Читаем ВОСПОМИНАНИЯ полностью

Панаев снаряжал Каткова на этот визит, как невесту: сам ему повязывал галстук и пришел в отчаяние, что Катков перед одеванием пошел в парикмахерскую у Пяти Углов и явился оттуда круто завитой и жирно напомаженный какой-то дешевой душистой помадой. Панаев доказывал Каткову, что нельзя с такой вонючей помадой явиться в салон светской дамы, и Катков, веруя в знание светских приличий Панаева, покорился, смыл помаду с волос. Катков в узком платье не смел сделать движения, боясь, что на нем лопнет фрак. Меня удивило, что Катков так волнуется от визита к светской барыне. Он сам не раз говорил при мне, что презирает светское общество, что он студент-бурш, и подтрунивал над слабостью Панаева к франтовству и светскому обществу.

Катков возвратился домой в ужасном огорчении, с посылкой в руках, которую с досадой швырнул на пол. Его мать через какого-то знакомого просила Огареву передать сыну несколько пар белевых носков своей собственной работы и три пары нижнего белья из тонкого холста; все это было завязано в узелок старого носового платка, так что можно было видеть все в нем содержащееся. При узелке было письмо на серой бумаге, сложенное трехугольником и запечатанное вместо печати наперстком.[71]

Катков считал себя страшно скомпрометированным в глазах светской дамы этой посылкой, но он ошибся: вскоре Огарева пригласила его к себе на вечер очень любезной запиской. Я слышала разноречивые мнения о жене Огарева: одни говорили, что она пустая, напыщенная, светская барыня, совсем неподходящая к поэтической натуре ее мужа; другие, напротив, восхищались ею, находя в ней возвышенные стремления. Катков нашел Огареву очень образованной женщиной, интересующейся наукой, литературой и музыкой.

Вскоре после этого Катков уехал за границу. Не могу определительно сказать — долго ли он там пробыл, но не более года.[72] Вернувшись из-за границы, Катков был у нас с визитом. В нем уже не было и тени прежнего студента-бурша, напротив, он имел вид величаво-глубокомысленный. Катков, пробыв в Петербурге только несколько дней, уехал в Москву. В продолжение долгой нашей жизни мы более с ним уже не встречались.

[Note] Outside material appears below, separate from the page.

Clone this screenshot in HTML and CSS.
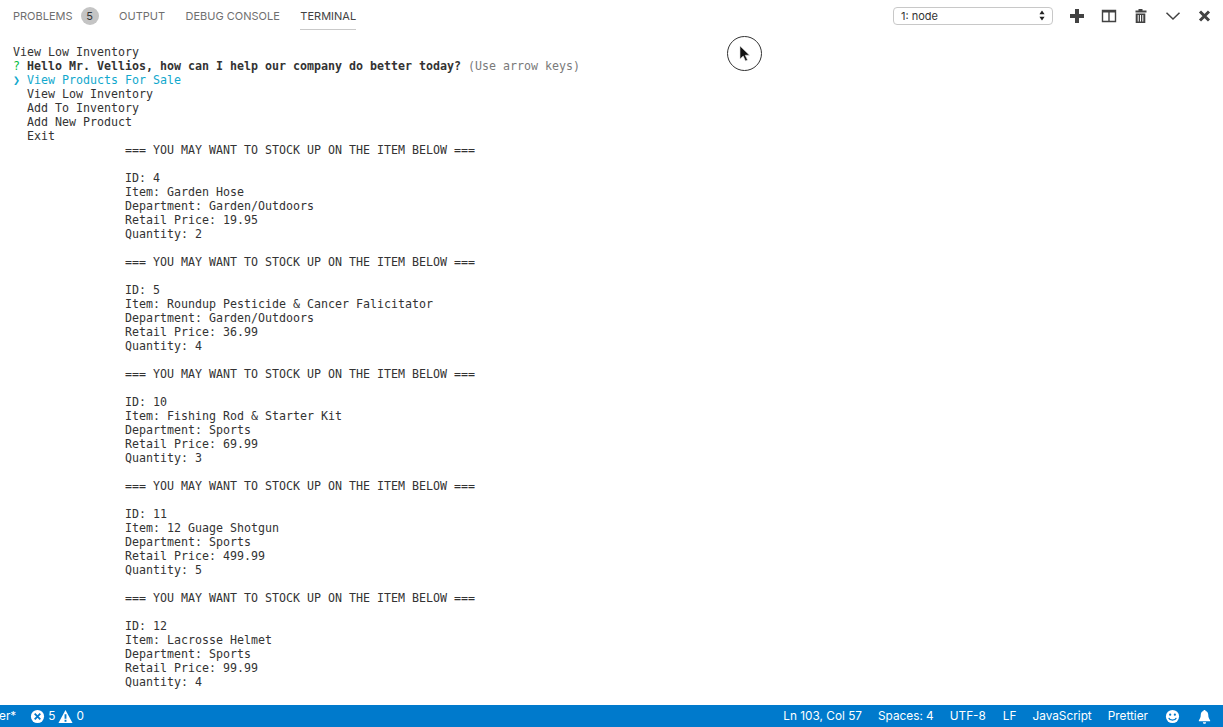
FILE: index.html
```html
<!DOCTYPE html>
<html lang="en">
<head>
<meta charset="utf-8">
<title>Terminal</title>
<link rel="stylesheet" href="styles.css">
</head>
<body>
<div class="app">
  <header class="panel-bar">
    <nav class="tabs">
      <span class="tab">PROBLEMS<span class="badge">5</span></span>
      <span class="tab">OUTPUT</span>
      <span class="tab">DEBUG CONSOLE</span>
      <span class="tab active">TERMINAL</span>
    </nav>
    <div class="actions">
      <div class="select"><span>1: node</span>
        <svg class="updown" width="6" height="11" viewBox="0 0 6 11"><path d="M3 0.5 L5.6 4.2 H0.4 Z M3 10.5 L0.4 6.8 H5.6 Z" fill="#222"/></svg>
      </div>
      <svg class="icon" width="16" height="16" viewBox="0 0 16 16"><path d="M6 1h4v5h5v4h-5v5H6v-5H1V6h5z" fill="#424242"/></svg>
      <svg class="icon" width="16" height="16" viewBox="0 0 16 16"><path d="M1.5 2.5h13v11h-13z M8 3v10" fill="none" stroke="#424242" stroke-width="1.4"/><path d="M1.5 2.5h13v2h-13z" fill="#424242"/></svg>
      <svg class="icon" width="16" height="16" viewBox="0 0 16 16"><path d="M5.500 1h4v1.500h4v2h-11v-2h3z M2.700 5.500h9.600V15H2.700z" fill="#424242"/><path d="M5.200 7v6.500M7.500 7v6.500M9.800 7v6.500" stroke="#fff" stroke-width="1"/></svg>
      <svg class="icon" width="16" height="16" viewBox="0 0 16 16"><path d="M1.500 4.800 L8 11 L14.500 4.800" fill="none" stroke="#424242" stroke-width="1.500"/></svg>
      <svg class="icon" width="16" height="16" viewBox="0 0 16 16"><path d="M3 3.500 L12 12.500 M12 3.500 L3 12.500" fill="none" stroke="#424242" stroke-width="3"/></svg>
    </div>
  </header>
  <main class="terminal">
<pre class="output">View Low Inventory
<span class="green">?</span> <b>Hello Mr. Vellios, how can I help our company do better today?</b> <span class="dim">(Use arrow keys)</span>
<span class="cyan"><b>❯</b> View Products For Sale</span>
  View Low Inventory
  Add To Inventory
  Add New Product
  Exit
                === YOU MAY WANT TO STOCK UP ON THE ITEM BELOW ===

                ID: 4
                Item: Garden Hose
                Department: Garden/Outdoors
                Retail Price: 19.95
                Quantity: 2

                === YOU MAY WANT TO STOCK UP ON THE ITEM BELOW ===

                ID: 5
                Item: Roundup Pesticide &amp; Cancer Falicitator
                Department: Garden/Outdoors
                Retail Price: 36.99
                Quantity: 4

                === YOU MAY WANT TO STOCK UP ON THE ITEM BELOW ===

                ID: 10
                Item: Fishing Rod &amp; Starter Kit
                Department: Sports
                Retail Price: 69.99
                Quantity: 3

                === YOU MAY WANT TO STOCK UP ON THE ITEM BELOW ===

                ID: 11
                Item: 12 Guage Shotgun
                Department: Sports
                Retail Price: 499.99
                Quantity: 5

                === YOU MAY WANT TO STOCK UP ON THE ITEM BELOW ===

                ID: 12
                Item: Lacrosse Helmet
                Department: Sports
                Retail Price: 99.99
                Quantity: 4</pre>
  </main>
  <footer class="status">
    <div class="status-left">
      <span class="clip">er*</span>
      <span class="problems">
        <svg width="15" height="15" viewBox="0 0 16 16"><circle cx="8" cy="8" r="7" fill="#fff"/><path d="M5 5l6 6M11 5l-6 6" stroke="#007acc" stroke-width="2"/></svg>
        <span>5</span>
        <svg width="15" height="15" viewBox="0 0 16 16"><path d="M8 1l7.500 14H.5z" fill="#fff"/><path d="M8 5.500v5M8 11.500v2" stroke="#007acc" stroke-width="2"/></svg>
        <span>0</span>
      </span>
    </div>
    <div class="status-right">
      <span>Ln 103, Col 57</span>
      <span>Spaces: 4</span>
      <span class="utf">UTF-8</span>
      <span>LF</span>
      <span>JavaScript</span>
      <span>Prettier</span>
      <svg class="status-icon" width="15" height="15" viewBox="0 0 16 16"><circle cx="8" cy="8" r="7" fill="#fff"/><circle cx="5.500" cy="6" r="1.200" fill="#007acc"/><circle cx="10.500" cy="6" r="1.200" fill="#007acc"/><path d="M4 9.500c1 3 7 3 8 0" fill="none" stroke="#007acc" stroke-width="1.300"/></svg>
      <svg class="status-icon" width="15" height="15" viewBox="0 0 16 16"><path d="M8 1c-.8 0-1.200.5-1.200 1.100C4.800 2.700 4 4.300 4 6.500c0 3-1 4-2 5.500v1h12v-1c-1-1.500-2-2.500-2-5.500 0-2.200-.8-3.800-2.800-4.400C9.200 1.500 8.800 1 8 1z M6.300 14h3.400c0 1-.8 1.700-1.700 1.700s-1.700-.7-1.700-1.700z" fill="#fff"/></svg>
    </div>
  </footer>
  <div class="cursor-ring">
    <svg width="12" height="17" viewBox="0 0 12 17"><path d="M1 1v13l3.200-3 2.300 5 2-1-2.300-4.800H10.500z" fill="#111" stroke="#ddd" stroke-width=".6"/></svg>
  </div>
</div>
</body>
</html>
```
FILE: styles.css
```css
* { box-sizing: border-box; }
html, body { margin: 0; height: 100%; background: #fff; overflow: hidden; }
.app {
  position: relative;
  display: flex;
  flex-direction: column;
  height: 727px;
  font-family: Inter, "Noto Sans", sans-serif;
  color: #424242;
}
.panel-bar {
  flex: none;
  height: 45px;
  display: flex;
  justify-content: space-between;
  align-items: flex-start;
  padding: 0 10px 0 13px;
}
.tabs { display: flex; gap: 20.5px; height: 30px; align-items: stretch; font-size: 11px; }
.tab {
  display: flex;
  align-items: center;
  color: #6f6f6f;
  padding-top: 2px;
}
.tab.active { color: #424242; border-bottom: 1px solid #c9c9c9; }
.badge {
  width: 18px;
  height: 18px;
  margin-left: 8px;
  margin-top: -1px;
  border-radius: 50%;
  background: #c4c4c4;
  color: #333;
  font-size: 11px;
  display: flex;
  align-items: center;
  justify-content: center;
}
.actions { display: flex; align-items: center; gap: 16px; height: 30px; padding-top: 1px; }
.select {
  width: 160px;
  height: 18px;
  padding: 0 7px;
  display: flex;
  align-items: center;
  justify-content: space-between;
  border: 1px solid #c8c8c8;
  border-radius: 4px;
  background: #fff;
  font-size: 11px;
  color: #333;
}
.icon { display: block; }
.terminal { flex: 1; min-height: 0; overflow: hidden; padding-left: 13px; }
.output {
  margin: 0;
  font-family: "DejaVu Sans Mono", monospace;
  font-size: 11.63px;
  line-height: 14px;
  color: #333;
}
.green { color: #00bc3c; }
.cyan { color: #11a8cd; }
.dim { color: #7a7a7a; }
.status {
  flex: none;
  height: 22px;
  background: #007acc;
  color: #fff;
  font-size: 11.8px;
  display: flex;
  justify-content: space-between;
  align-items: center;
  padding-right: 11px;
}
.status-left { display: flex; align-items: center; gap: 14px; }
.clip { margin-left: -1px; }
.problems { display: flex; align-items: center; gap: 3px; }
.status-right { display: flex; align-items: center; gap: 16px; }
.status-icon { margin-left: 1px; }
.utf { margin-right: 1px; }
.cursor-ring {
  position: absolute;
  left: 727px;
  top: 36px;
  width: 35px;
  height: 35px;
  border: 1px solid #333;
  border-radius: 50%;
  display: flex;
  align-items: center;
  justify-content: center;
}
```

То время, о котором я вспоминаю, было очень тяжелое для литературы. Например, существовал цензор Красовский, настоящий бич литераторов; когда к нему попадали стихи или статьи, он не только калечил их, но еще делал свои примечания и затем представлял высшему начальству. Помимо тупоумия, Красовский был страшный ханжа и в каждом литераторе видел атеиста и развратника.[73]

Панаев добыл примечания Красовского на одно стихотворение В.Н.Олина[74] и всем их читал.

Вот эти примечания:

О, сладостно, клянусь, с тобою было жить, Сливать с душой твоей все мысли, разговоры, Улыбку уст твоих небесную допить.

Примечание Красовского: «Слишком сильно сказано! Женщина недостойна того, чтобы улыбку ее называть небесною».

И молча на тебе свои покоить взоры.

Примечание: «Тут есть какая-то двусмысленность».

О, дива милая! из смертных всех лишь ты Под бурей страшною меня не покидала. Не верила речам презренной клеветы И поняла, чего душа моя искала.

Примечание: «Должно сказать, чего именно, ибо здесь дело идет о душе».

Что в мненьи мне людей? Один твой нежный взгляд Дороже для меня вниманья всей вселенной.

Примечание: «Сильно сказано; к тому ж во вселенной есть и цари, и законные власти, вниманием которых дорожить должно».

О! как бы я желал пустынных стран в тиши, Безвестный, близ тебя к блаженству приучаться, И кроткою твоей мелодией души Во взоре дышащей, безмолвствуя, пленяться.

Примечание. «Таких мыслей никогда рассевать не должно; это значит, что автор не хочет продолжать своей службы государю, для того только, чтоб быть всегда с своею любовницей. Сверх сего, к блаженству можно приучаться только близ Евангелия, а не близ женщины».

О! как бы я желал всю жизнь тебе отдать!

Примечание. «Что ж останется Богу?»

У ног твоих порой для песней лиру строить.

Примечание: «Слишком грешно и унизительно для христианина сидеть у ног женщины».